Raw data:
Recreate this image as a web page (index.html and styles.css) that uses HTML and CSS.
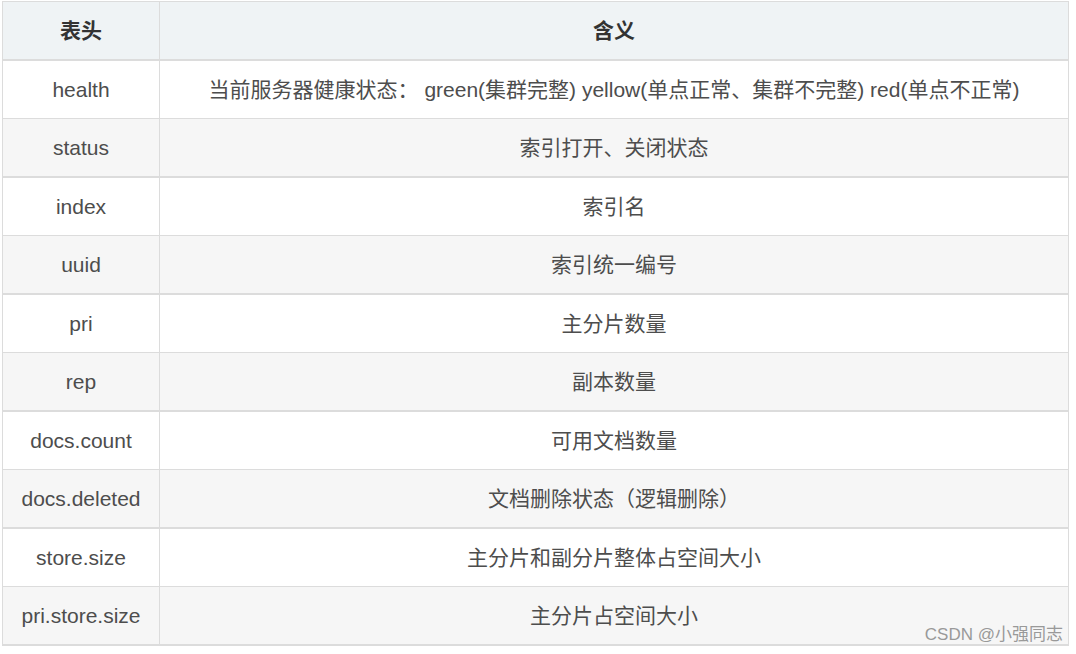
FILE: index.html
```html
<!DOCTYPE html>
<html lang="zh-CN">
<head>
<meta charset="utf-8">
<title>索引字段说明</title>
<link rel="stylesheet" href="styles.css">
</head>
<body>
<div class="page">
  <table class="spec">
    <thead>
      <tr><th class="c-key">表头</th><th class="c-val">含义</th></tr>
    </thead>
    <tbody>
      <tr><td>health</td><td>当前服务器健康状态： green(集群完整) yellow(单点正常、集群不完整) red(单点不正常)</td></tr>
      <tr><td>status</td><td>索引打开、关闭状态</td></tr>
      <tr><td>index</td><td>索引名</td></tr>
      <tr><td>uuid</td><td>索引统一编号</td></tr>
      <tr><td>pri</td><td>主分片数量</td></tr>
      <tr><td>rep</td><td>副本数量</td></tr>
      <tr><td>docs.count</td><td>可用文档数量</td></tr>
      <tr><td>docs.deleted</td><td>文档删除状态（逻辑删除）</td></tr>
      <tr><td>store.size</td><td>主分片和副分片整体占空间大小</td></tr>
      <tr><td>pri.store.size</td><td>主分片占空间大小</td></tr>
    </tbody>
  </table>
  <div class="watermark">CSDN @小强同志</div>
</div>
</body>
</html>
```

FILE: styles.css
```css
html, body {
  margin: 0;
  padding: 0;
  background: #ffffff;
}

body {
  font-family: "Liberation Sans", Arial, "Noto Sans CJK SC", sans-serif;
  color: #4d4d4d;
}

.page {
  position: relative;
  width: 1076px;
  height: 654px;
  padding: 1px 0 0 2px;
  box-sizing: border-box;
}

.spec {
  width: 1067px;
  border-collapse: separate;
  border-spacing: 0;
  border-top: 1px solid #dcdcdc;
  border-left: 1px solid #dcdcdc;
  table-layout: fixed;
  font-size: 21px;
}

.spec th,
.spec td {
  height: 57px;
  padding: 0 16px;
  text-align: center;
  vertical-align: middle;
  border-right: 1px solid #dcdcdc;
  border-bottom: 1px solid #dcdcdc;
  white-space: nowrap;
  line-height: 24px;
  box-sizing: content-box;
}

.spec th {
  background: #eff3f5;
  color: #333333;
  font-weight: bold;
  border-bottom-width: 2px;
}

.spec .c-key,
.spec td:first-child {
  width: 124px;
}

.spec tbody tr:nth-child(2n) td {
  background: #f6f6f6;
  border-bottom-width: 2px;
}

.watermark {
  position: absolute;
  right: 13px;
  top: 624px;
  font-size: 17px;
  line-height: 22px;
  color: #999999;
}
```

Stated exercise:
Find every line that includes the string "page". Report how many there are and nothing else.

Response to the exercise:
3